[Do this] Search the records for the word "styles" and pick out every line that has it.

[Data entries]
------------------------
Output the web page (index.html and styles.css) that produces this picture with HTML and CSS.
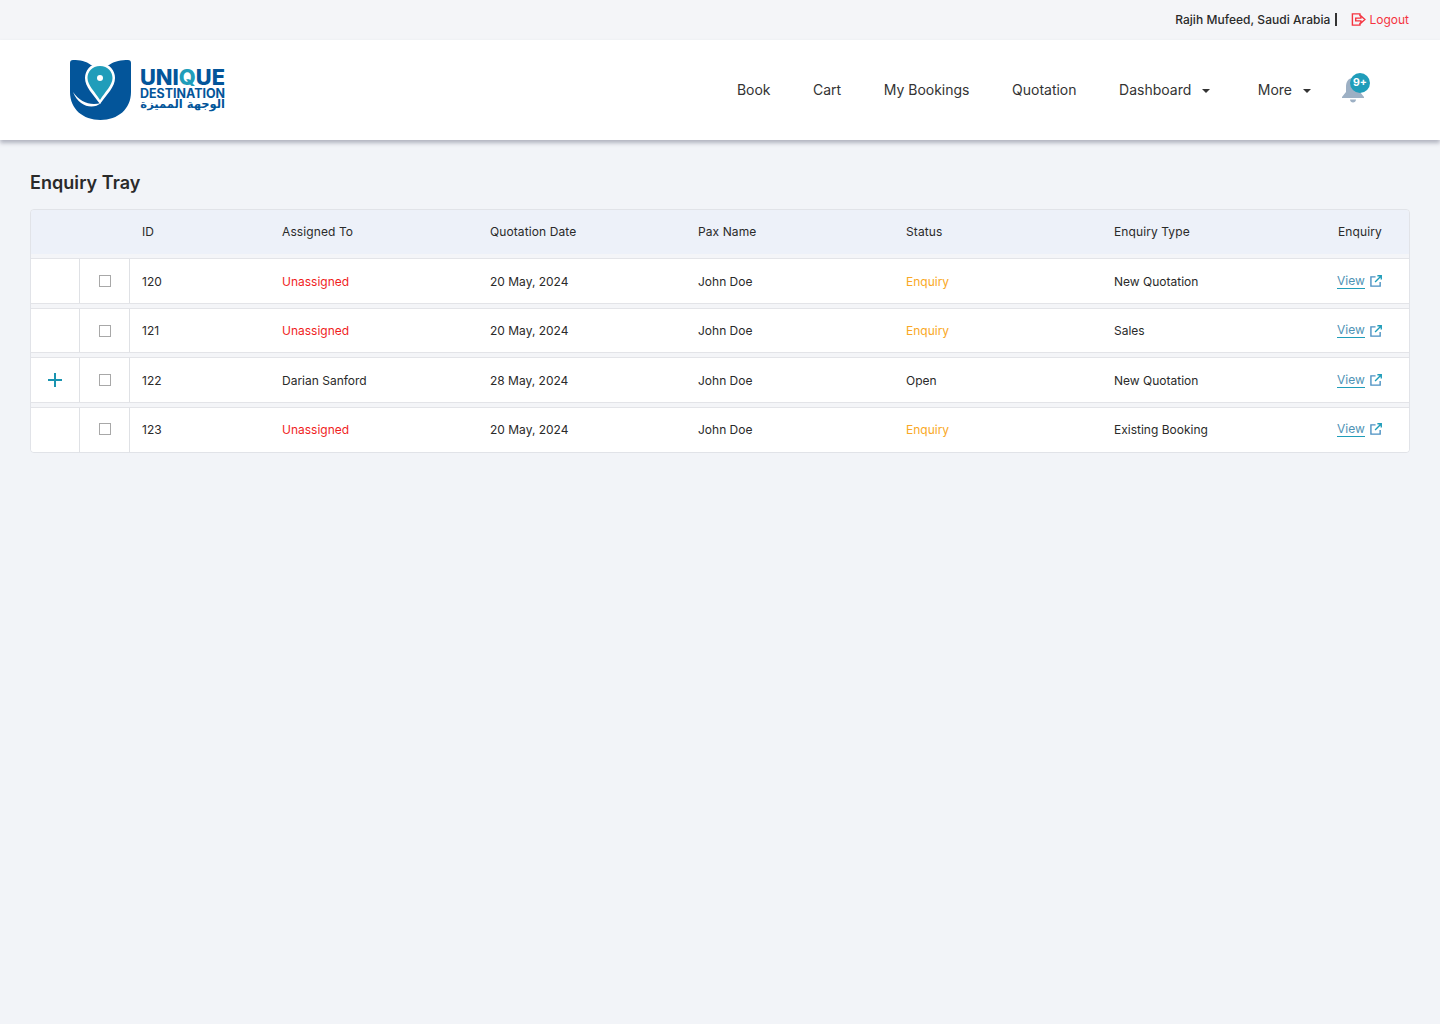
FILE: index.html
```html
<!DOCTYPE html>
<html lang="en">
<head>
<meta charset="UTF-8">
<meta name="viewport" content="width=device-width, initial-scale=1.0">
<title>Enquiry Tray</title>
<link rel="stylesheet" href="styles.css">
</head>
<body>

<!-- top strip -->
<div class="top-bar">
  <span class="user-name">Rajih Mufeed, Saudi Arabia</span>
  <span class="user-sep"></span>
  <a class="logout" href="#">
    <svg class="logout-icon" viewBox="0 0 16 16" width="15" height="15" fill="none" stroke="#f5333f" stroke-width="1.5">
      <path d="M9.500 4.500V2H1.500V14H9.500V11.500"/>
      <path d="M5 6.500H10.500V4L14.800 8L10.500 12V9.500H5Z"/>
    </svg>
    Logout
  </a>
</div>

<!-- header -->
<header class="header">
  <svg class="logo" viewBox="0 0 156 60" width="156" height="60">
    <path d="M3 0C10 0 16 1 21 5H39C44 1 52 0 58 0Q61 0 61 3V32C61 49 48 60 30.500 60C13 60 0 49 0 32V3Q0 0 3 0Z" fill="#03559a"/>
    <path d="M3 32C10 42 20 46 31 43C23 50 9 47 3 32Z" fill="#fff"/>
    <path d="M30 3C40 3 45 11 45 18C45 27 37 34 30 44C23 34 15 27 15 18C15 11 20 3 30 3Z" fill="#fff"/>
    <path d="M30 6C38 6 42.500 12 42.500 18C42.500 25 35 32 30 40C25 32 17.500 25 17.500 18C17.500 12 22 6 30 6Z" fill="#209dba"/>
    <circle cx="30" cy="18" r="3" fill="#fff"/>
    <text class="logo-unique" x="70" y="25" textLength="85" lengthAdjust="spacingAndGlyphs">UNI<tspan class="logo-q">Q</tspan>UE</text>
    <text class="logo-dest" x="70" y="37.500" textLength="85" lengthAdjust="spacingAndGlyphs">DESTINATION</text>
    <text class="logo-ar" x="155" y="48" direction="rtl">الوجهة المميزة</text>
  </svg>
  <nav class="nav">
    <a href="#">Book</a>
    <a href="#">Cart</a>
    <a href="#">My Bookings</a>
    <a href="#">Quotation</a>
    <a href="#" class="has-caret">Dashboard</a>
    <a href="#" class="has-caret">More</a>
    <span class="bell">
      <svg viewBox="0 0 24 26" width="24" height="26" fill="#9db0c4">
        <path d="M11 1C6 1 4 5 4 10V15L0 20V21H22V20L18 15V10C18 5 16 1 11 1Z"/>
        <path d="M8 22.500H14C14 24.500 12.500 25.500 11 25.500C9.500 25.500 8 24.500 8 22.500Z"/>
      </svg>
      <span class="bell-badge">9+</span>
    </span>
  </nav>
</header>

<main class="main">
  <h1 class="page-title">Enquiry Tray</h1>

  <div class="tray">
    <div class="tray-row tray-head">
      <div class="cell"></div>
      <div class="cell"></div>
      <div class="cell">ID</div>
      <div class="cell">Assigned To</div>
      <div class="cell">Quotation Date</div>
      <div class="cell">Pax Name</div>
      <div class="cell">Status</div>
      <div class="cell">Enquiry Type</div>
      <div class="cell cell-last">Enquiry</div>
    </div>

    <div class="tray-row">
      <div class="cell cell-tool"></div>
      <div class="cell cell-tool"><span class="check"></span></div>
      <div class="cell">120</div>
      <div class="cell red">Unassigned</div>
      <div class="cell">20 May, 2024</div>
      <div class="cell">John Doe</div>
      <div class="cell orange">Enquiry</div>
      <div class="cell">New Quotation</div>
      <div class="cell cell-last"><a class="view" href="#">View</a><svg class="ext" viewBox="0 0 13 13" width="12" height="12" fill="none" stroke-width="1.500"><path d="M6 2H1V12H11V7.500" stroke="#4a90c2"/><path d="M5.500 7.500L12 1M8 .800H12.200V5" stroke="#209dba"/></svg></div>
    </div>

    <div class="tray-row">
      <div class="cell cell-tool"></div>
      <div class="cell cell-tool"><span class="check"></span></div>
      <div class="cell">121</div>
      <div class="cell red">Unassigned</div>
      <div class="cell">20 May, 2024</div>
      <div class="cell">John Doe</div>
      <div class="cell orange">Enquiry</div>
      <div class="cell">Sales</div>
      <div class="cell cell-last"><a class="view" href="#">View</a><svg class="ext" viewBox="0 0 13 13" width="12" height="12" fill="none" stroke-width="1.500"><path d="M6 2H1V12H11V7.500" stroke="#4a90c2"/><path d="M5.500 7.500L12 1M8 .800H12.200V5" stroke="#209dba"/></svg></div>
    </div>

    <div class="tray-row">
      <div class="cell cell-tool"><span class="plus"></span></div>
      <div class="cell cell-tool"><span class="check"></span></div>
      <div class="cell">122</div>
      <div class="cell">Darian Sanford</div>
      <div class="cell">28 May, 2024</div>
      <div class="cell">John Doe</div>
      <div class="cell">Open</div>
      <div class="cell">New Quotation</div>
      <div class="cell cell-last"><a class="view" href="#">View</a><svg class="ext" viewBox="0 0 13 13" width="12" height="12" fill="none" stroke-width="1.500"><path d="M6 2H1V12H11V7.500" stroke="#4a90c2"/><path d="M5.500 7.500L12 1M8 .800H12.200V5" stroke="#209dba"/></svg></div>
    </div>

    <div class="tray-row">
      <div class="cell cell-tool"></div>
      <div class="cell cell-tool"><span class="check"></span></div>
      <div class="cell">123</div>
      <div class="cell red">Unassigned</div>
      <div class="cell">20 May, 2024</div>
      <div class="cell">John Doe</div>
      <div class="cell orange">Enquiry</div>
      <div class="cell">Existing Booking</div>
      <div class="cell cell-last"><a class="view" href="#">View</a><svg class="ext" viewBox="0 0 13 13" width="12" height="12" fill="none" stroke-width="1.500"><path d="M6 2H1V12H11V7.500" stroke="#4a90c2"/><path d="M5.500 7.500L12 1M8 .800H12.200V5" stroke="#209dba"/></svg></div>
    </div>
  </div>
</main>

</body>
</html>
```

FILE: styles.css
```css
html, body {
    margin: 0;
    padding: 0;
    min-height: 1024px;
    background-color: #f2f4f8;
    font-family: Inter, "Noto Sans", sans-serif;
    color: #2a2a2a;
}

a {
    color: inherit;
    text-decoration: none;
}

/* top strip */
.top-bar {
    height: 39px;
    padding: 0 31px 1px 0;
    display: flex;
    justify-content: flex-end;
    align-items: center;
    background-color: #f4f5f8;
    font-size: 12px;
}

.user-name {
    font-weight: 500;
    letter-spacing: 0.04px;
}

.user-sep {
    width: 2px;
    height: 13px;
    margin: 0 14px 0 5px;
    background-color: #333;
}

.logout {
    display: flex;
    align-items: center;
    gap: 3px;
    color: #f5333f;
}

/* header */
.header {
    height: 100px;
    display: flex;
    align-items: center;
    justify-content: space-between;
    padding: 0 74px 0 70px;
    background-color: #fff;
    box-shadow: 0 3px 4px rgba(60, 64, 90, 0.35);
}

.logo {
    display: block;
}

.logo text {
    fill: #03559a;
}

.logo .logo-q {
    fill: #209dba;
}

.logo-unique {
    font-size: 21.500px;
    font-weight: 800;
}

.logo-dest {
    font-size: 12.500px;
    font-weight: 700;
}

.logo-ar {
    font-family: "DejaVu Sans", sans-serif;
    font-size: 11.500px;
    font-weight: 700;
}

.nav {
    display: flex;
    align-items: center;
    gap: 42.500px;
    padding-bottom: 2px;
    font-size: 14px;
    color: #333;
}

.has-caret::after {
    content: "";
    display: inline-block;
    margin: 0 5px 0 11px;
    vertical-align: 2px;
    border-top: 4px solid #333;
    border-left: 4px solid transparent;
    border-right: 4px solid transparent;
}

.bell {
    position: relative;
    display: block;
    width: 24px;
    height: 26px;
    margin: 0 0 -2px -16.500px;
}

.bell svg {
    display: block;
}

.bell-badge {
    position: absolute;
    top: -4px;
    left: 8px;
    width: 20px;
    height: 20px;
    border-radius: 50%;
    background-color: #209dba;
    color: #fff;
    font-size: 10.500px;
    font-weight: 700;
    letter-spacing: 0;
    line-height: 20px;
    text-align: center;
}

/* page */
.main {
    padding: 32px 30px 0;
}

.page-title {
    margin: 0 0 15px;
    font-size: 18px;
    line-height: 22px;
    font-weight: 600;
    letter-spacing: 0.05px;
}

.tray {
    border: 1px solid #e1e3e8;
    border-radius: 4px;
    overflow: hidden;
    font-size: 12px;
    background-color: #f4f5f8;
}

.tray-row {
    display: grid;
    grid-template-columns: 49px 50px 140px 208px 208px 208px 208px 208px 1fr;
    height: 43.500px;
    margin-top: 4px;
    background-color: #fff;
    border-top: 1px solid #e3e4e8;
    border-bottom: 1px solid #e3e4e8;
}

.tray-row:last-child {
    height: 44.500px;
    border-bottom: 0;
}

.tray-row:last-child .cell {
    padding-top: 0;
    padding-bottom: 1px;
}

.tray-head {
    height: 44px;
    margin-top: 0;
    border: 0;
    background-color: #edf1f9;
    letter-spacing: 0.1px;
}

.tray-head .cell {
    padding-top: 0;
    padding-bottom: 1px;
}

.cell {
    display: flex;
    align-items: center;
    padding-top: 1px;
    padding-left: 12px;
}

.cell-tool {
    justify-content: center;
    padding-left: 0;
    border-right: 1px solid #dfe1e5;
}

.cell-last {
    padding-left: 28px;
}

.red {
    color: #f01e1e;
}

.orange {
    color: #f9a825;
}

.check {
    width: 10px;
    height: 10px;
    margin-left: 1px;
    border: 1px solid #a8a8a8;
    background-color: #fff;
}

.plus {
    width: 14px;
    height: 14px;
    background:
        linear-gradient(#1a94b0, #1a94b0) center / 14px 2px no-repeat,
        linear-gradient(#1a94b0, #1a94b0) center / 2px 14px no-repeat;
}

.view {
    margin-left: -1px;
    color: #4f93b5;
    border-bottom: 1px solid #209dba;
    line-height: 14px;
}

.ext {
    margin-left: 5px;
}
```
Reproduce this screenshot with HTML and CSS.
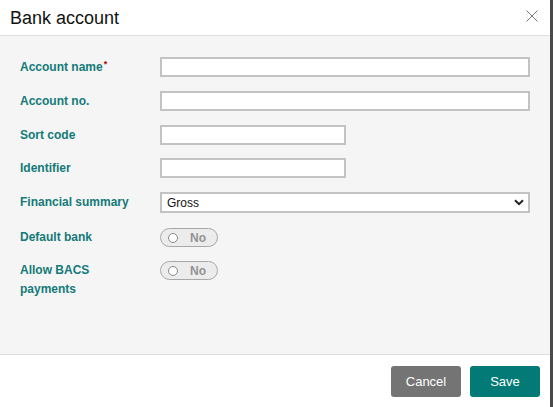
------------------------
[Problem solution]
Output the web page (index.html and styles.css) that produces this picture with HTML and CSS.
<link rel="stylesheet" href="styles.css">
FILE: styles.css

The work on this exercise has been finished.